INGREDIENTS
2 1/2 pound butternut squash
1 tablespoon avocado oil, or olive oil
salt and pepper, to taste
1/2 pound Italian sausage
1/2 onion, diced
3 garlic cloves, minced
2 cups (lightly packed) baby spinach
1 apple, diced
1 tablespoon fresh sage, finely chopped
1/2 tablespoon fresh rosemary, finely chopped
1/3 cup dried cranberries, unsweetened
1/4 cup pecans, chopped
INSTRUCTIONS
1. Preheat your oven to 400 degrees fahrenheit (200 degrees celsius).
2. Slice the butternut squash in half with a very sharp knife.
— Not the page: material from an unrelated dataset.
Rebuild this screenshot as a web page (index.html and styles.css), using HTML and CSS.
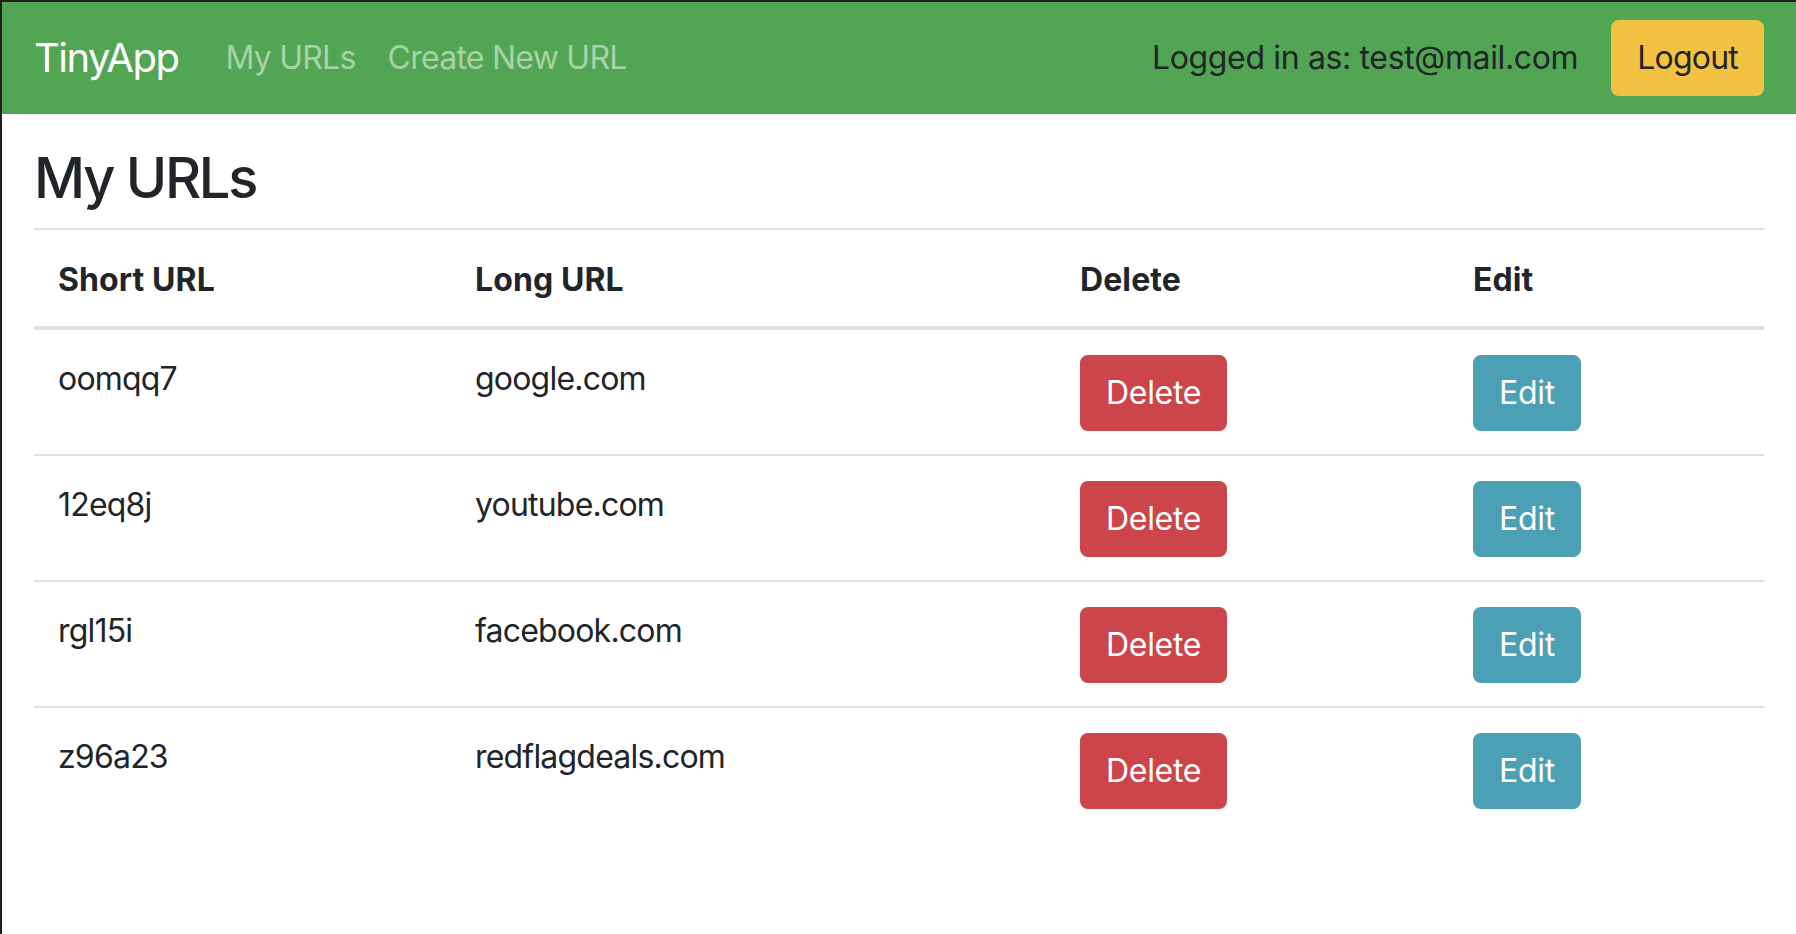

You can also cut the ends off and microwave for 2 minutes, to make it easier to slice in half lengthwise.
3. Scoop the seeds out of the butternut squash with a spoon.
4. Lightly oil the butternut squash and season with salt and pepper.
5. Lay the butternut squash, cut side down on a baking sheet and bake for 40-45 minutes.
6. While the butternut squash is cooking, add the sausage to a saute pan on medium heat. Use a spatula to break up the sausage and cook until it's just browned.
7. Add the onions, garlic and baby spinach to the pan and stir for 2-3 minutes, or until the spinach is wilted.
8. Add the apple, sage and rosemary and cook for another 2-3 minutes, or until the apple has softened slightly.
9. Turn off the heat and stir in the cranberries and pecans.
10. When the butternut squash halves are cooked through, remove them from the oven, flip them over and remove some of the flesh (but leave plenty to enjoy!) to make room for the filling. Save this removed flesh and turn it into mashed butternut squash to enjoy later!
11. Fill the butternut squash with the apple sausage filling.
12. Turn the top broiler on the oven and bake the filled butternut squash for 5 minutes, or until they're golden on top. Serve immediately.